Thursday, August 21, 2008

What is the age of innocence?

What if you could travel back to that moment in time before you saw the negative side of life, before you learned that bad things sometimes come into our lives, or even before you learned about the concept of death?
I think that most of us have layers of innocence, and as we grow older and experience more, these layers get stripped away. Each person's life is different; at the end, some are left with a few layers, some are stripped bare, and then there are those who seem impermeable to life's tragedies, those who appear unaffected or are perhaps unaware. You may call these people oblivious, you may call them lucky.
When we are young, we may have grandparents, pets, or neighbors who pass away. For most of us, this is our first encounter with death; this is the first time we experience a loss.
As we become teens, we develop a sense of invincibility; we can do whatever we want, we will never die, and nothing can hurt us (at least not physically, though our egos are quite easily bruised).
As we enter young adulthood, we have perhaps become slightly less invincible and slightly more human, but are ready to take on life nonetheless. We have things to prove and goals to achieve. We may have suffered mildly, maybe a broken heart or two, but perhaps having experienced these small tragedies has actually given us a false sense of wisdom.
As we attempt to conquer the world, we begin to face new challenges, such as work, dealing bosses and co-workers, fitting in, paying bills and having real relationships, we often find that life is not how we imagined it would be. It's harder. It does not look like the scenes we painted in our minds several years before. Maybe we begin to see that life, can at times, be cruel.
And another layer falls away.
As I ponder these things, I am reminded of the book Catcher in the Rye by J.D. Salinger. In high school, I had to read this book. I remember my English teacher saying that Holden was trying to recapture his innocence, or was at least mourning the loss of it. At my young age, I did not understand exactly what she meant; how could I?
Lately, I have been thinking about censorship and what protecting the young really means (my thoughts were actually prompted by another blog I have recently begun to read).
Do we seek to preserve the innocence of our children (or children in general, i.e. the younger generation) in a futile attempt to recapture something which is impossible, that is, our own lost sense of innocence and naivety?

1 comment:

Jacqueline Smith said...

I was quite pleased to come over and find a link back to my blog!
I've been pondering the questions you raised, they helped me in processing the issue I wrote about.
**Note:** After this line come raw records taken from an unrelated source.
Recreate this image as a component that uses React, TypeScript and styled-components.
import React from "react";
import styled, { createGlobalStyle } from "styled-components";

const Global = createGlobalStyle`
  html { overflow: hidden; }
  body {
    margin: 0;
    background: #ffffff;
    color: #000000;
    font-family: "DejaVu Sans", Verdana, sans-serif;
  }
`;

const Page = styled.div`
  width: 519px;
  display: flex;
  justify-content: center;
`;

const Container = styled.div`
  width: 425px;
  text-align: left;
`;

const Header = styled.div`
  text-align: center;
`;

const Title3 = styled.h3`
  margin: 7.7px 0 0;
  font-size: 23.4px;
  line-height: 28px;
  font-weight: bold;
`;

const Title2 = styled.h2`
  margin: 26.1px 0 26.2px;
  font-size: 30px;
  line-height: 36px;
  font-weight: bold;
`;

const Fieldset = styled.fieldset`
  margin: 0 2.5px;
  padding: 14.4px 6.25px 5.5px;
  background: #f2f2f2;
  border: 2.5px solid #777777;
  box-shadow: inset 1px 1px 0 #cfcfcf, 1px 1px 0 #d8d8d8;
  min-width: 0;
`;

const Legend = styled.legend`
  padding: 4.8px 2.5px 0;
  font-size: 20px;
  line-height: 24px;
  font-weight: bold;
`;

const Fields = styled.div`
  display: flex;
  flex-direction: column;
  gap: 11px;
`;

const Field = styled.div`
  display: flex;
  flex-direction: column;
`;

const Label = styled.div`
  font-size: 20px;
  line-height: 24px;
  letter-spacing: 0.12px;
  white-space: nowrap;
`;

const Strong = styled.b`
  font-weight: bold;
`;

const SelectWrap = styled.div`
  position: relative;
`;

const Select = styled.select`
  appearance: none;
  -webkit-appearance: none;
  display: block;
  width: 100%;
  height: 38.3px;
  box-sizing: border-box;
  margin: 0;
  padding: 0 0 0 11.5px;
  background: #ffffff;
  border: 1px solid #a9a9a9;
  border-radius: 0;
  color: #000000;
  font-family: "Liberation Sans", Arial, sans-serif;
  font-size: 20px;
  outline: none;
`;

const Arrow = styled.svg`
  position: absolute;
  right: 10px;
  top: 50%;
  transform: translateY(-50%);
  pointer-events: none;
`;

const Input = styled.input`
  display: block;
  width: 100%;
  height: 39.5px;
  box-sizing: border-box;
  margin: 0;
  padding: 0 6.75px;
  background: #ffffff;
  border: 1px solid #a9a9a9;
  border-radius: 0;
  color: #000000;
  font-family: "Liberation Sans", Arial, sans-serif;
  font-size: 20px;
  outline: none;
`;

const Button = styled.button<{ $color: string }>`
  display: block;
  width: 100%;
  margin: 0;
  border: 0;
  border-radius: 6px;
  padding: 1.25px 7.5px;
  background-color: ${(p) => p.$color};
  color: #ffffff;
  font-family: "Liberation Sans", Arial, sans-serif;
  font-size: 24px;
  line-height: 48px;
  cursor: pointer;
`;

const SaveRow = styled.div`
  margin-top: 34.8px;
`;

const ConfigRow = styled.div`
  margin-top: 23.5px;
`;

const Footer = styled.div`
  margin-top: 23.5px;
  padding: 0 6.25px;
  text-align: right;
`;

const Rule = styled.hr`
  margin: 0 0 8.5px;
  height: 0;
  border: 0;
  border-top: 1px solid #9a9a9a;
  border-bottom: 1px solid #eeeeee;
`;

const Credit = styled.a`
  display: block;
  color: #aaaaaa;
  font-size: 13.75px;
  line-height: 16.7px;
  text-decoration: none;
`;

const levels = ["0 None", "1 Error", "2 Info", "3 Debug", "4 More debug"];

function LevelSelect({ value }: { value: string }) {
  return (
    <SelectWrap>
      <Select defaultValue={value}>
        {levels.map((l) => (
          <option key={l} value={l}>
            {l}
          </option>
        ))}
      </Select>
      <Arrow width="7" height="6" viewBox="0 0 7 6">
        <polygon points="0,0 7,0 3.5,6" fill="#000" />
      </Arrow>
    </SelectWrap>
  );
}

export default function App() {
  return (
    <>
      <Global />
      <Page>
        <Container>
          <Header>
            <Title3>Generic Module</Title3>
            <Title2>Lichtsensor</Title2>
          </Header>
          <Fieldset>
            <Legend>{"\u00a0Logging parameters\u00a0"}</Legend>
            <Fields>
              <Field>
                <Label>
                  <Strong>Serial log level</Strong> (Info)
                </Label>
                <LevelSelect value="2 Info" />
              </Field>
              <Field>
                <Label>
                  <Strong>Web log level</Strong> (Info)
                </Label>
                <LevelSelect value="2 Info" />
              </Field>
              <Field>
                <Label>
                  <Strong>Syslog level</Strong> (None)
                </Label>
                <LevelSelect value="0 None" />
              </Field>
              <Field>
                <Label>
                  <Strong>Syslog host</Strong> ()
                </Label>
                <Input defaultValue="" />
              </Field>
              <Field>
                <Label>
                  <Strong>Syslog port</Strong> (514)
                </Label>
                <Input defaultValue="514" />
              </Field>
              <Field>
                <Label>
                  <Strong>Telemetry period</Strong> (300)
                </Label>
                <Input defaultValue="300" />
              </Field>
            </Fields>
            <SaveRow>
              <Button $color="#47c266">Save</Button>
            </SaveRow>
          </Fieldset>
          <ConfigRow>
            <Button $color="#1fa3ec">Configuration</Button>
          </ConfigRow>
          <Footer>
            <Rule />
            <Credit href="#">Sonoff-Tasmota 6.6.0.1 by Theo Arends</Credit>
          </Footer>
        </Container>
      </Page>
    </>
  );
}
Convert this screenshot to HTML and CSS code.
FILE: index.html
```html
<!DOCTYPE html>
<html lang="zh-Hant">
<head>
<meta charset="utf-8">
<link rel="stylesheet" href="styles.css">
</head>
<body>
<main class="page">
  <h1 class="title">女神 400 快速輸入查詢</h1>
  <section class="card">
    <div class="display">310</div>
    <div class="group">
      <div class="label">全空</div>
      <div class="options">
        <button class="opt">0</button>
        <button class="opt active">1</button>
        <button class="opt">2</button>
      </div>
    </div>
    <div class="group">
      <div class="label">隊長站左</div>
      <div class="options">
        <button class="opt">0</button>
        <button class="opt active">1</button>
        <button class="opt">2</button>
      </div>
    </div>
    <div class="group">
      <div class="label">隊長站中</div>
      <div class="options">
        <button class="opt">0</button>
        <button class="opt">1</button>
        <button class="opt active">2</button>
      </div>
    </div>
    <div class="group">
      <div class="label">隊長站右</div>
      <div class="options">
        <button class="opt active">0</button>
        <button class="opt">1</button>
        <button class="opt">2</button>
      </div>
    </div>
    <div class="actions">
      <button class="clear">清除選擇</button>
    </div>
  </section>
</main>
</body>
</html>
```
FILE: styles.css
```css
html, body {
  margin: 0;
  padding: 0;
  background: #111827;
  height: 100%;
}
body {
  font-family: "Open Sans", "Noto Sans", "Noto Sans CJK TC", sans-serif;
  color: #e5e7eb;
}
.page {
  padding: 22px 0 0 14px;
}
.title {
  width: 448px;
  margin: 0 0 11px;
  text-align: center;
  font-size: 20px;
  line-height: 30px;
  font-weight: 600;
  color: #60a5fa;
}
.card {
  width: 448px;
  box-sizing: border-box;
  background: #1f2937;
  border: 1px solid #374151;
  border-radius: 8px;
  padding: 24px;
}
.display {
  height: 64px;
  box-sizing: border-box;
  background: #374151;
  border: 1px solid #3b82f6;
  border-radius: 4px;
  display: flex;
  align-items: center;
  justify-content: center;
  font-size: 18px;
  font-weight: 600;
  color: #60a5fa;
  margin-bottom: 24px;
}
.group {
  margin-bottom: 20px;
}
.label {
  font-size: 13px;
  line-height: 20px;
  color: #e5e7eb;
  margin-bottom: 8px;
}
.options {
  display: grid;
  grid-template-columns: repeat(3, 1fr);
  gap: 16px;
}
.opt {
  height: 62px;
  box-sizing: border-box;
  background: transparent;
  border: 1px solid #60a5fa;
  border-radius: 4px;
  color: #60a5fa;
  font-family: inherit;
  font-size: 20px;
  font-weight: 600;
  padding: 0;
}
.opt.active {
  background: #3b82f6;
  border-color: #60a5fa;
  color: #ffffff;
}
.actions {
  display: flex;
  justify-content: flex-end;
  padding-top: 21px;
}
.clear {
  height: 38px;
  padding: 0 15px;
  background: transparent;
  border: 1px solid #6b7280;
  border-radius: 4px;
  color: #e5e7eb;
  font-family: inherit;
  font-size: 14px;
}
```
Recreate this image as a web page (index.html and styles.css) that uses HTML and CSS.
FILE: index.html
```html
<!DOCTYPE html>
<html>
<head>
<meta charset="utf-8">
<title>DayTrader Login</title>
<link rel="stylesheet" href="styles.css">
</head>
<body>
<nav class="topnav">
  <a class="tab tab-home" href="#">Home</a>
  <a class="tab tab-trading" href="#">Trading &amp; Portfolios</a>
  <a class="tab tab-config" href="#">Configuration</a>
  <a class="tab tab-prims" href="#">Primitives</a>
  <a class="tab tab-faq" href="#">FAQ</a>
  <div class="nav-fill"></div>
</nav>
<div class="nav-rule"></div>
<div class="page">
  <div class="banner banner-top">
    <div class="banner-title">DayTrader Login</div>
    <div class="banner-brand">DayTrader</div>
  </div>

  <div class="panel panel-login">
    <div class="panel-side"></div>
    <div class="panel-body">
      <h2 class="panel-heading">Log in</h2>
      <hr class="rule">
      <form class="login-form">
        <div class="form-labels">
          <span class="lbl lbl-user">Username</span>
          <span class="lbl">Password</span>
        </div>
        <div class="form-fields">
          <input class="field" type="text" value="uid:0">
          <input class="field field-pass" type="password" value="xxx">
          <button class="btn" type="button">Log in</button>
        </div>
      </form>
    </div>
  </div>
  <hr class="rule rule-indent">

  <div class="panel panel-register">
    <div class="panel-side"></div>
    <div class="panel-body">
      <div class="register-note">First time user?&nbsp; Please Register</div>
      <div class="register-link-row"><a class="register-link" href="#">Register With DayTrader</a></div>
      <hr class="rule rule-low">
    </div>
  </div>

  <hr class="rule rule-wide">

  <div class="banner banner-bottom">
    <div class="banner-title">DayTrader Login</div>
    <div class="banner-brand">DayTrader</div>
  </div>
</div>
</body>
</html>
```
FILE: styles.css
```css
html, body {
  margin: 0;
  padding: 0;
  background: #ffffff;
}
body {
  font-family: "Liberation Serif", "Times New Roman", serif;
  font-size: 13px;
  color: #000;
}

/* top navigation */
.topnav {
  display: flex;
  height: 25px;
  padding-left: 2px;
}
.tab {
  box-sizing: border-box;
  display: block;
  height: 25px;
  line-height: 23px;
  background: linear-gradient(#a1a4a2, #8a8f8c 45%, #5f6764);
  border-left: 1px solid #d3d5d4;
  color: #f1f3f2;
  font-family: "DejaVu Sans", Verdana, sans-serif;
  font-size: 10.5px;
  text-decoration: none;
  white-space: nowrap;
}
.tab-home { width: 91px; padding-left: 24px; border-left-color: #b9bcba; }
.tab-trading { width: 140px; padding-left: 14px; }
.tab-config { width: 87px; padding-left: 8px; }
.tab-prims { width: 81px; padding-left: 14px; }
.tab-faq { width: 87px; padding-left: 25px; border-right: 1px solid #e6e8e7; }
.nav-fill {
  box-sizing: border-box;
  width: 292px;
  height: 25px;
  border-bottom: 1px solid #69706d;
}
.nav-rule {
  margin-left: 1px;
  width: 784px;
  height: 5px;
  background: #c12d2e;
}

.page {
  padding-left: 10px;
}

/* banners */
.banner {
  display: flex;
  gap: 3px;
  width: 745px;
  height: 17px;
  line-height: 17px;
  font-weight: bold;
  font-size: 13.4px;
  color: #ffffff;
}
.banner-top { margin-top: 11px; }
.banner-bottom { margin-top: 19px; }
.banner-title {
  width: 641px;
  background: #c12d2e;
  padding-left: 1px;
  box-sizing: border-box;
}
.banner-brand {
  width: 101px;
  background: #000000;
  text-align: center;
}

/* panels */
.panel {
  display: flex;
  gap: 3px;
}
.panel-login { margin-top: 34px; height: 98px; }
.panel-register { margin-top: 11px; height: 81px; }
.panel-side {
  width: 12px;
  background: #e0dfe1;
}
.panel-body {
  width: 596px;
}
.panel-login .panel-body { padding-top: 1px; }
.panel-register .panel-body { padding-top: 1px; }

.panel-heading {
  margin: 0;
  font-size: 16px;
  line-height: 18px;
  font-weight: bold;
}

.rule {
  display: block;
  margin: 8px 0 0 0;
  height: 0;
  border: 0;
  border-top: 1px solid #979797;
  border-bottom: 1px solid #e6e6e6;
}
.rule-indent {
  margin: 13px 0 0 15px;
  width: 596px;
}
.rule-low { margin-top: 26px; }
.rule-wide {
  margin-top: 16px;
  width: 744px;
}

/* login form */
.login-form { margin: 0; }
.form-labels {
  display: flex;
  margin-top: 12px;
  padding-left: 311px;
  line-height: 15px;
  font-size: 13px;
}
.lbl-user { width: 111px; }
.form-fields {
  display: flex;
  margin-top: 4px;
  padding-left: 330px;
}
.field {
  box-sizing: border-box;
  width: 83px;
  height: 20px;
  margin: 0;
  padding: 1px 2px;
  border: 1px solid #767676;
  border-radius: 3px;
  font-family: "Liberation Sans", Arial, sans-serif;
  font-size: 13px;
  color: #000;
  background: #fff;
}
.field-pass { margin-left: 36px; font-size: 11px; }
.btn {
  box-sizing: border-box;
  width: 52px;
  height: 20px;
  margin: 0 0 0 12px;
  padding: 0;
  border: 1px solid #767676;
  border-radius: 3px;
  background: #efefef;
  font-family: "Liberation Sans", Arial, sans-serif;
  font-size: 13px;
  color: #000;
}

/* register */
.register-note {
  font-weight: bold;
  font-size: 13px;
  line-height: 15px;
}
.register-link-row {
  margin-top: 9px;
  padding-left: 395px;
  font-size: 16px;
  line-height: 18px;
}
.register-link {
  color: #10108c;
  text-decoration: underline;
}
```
What is the age of innocence and to what extent do we censor what we expose to the young in the (vain?) hope of recapturing our own innocence. What you said about people maturing at different paces rings true to me. And so does your description of the process of growing up.

We all have varying notions of what is good for the young. As you suggest- we also have all sorts of motivations for protecting them. What do you think would be a general rule of thumb? For instance, would it be safe to say that once a child asks he's mature enough to know?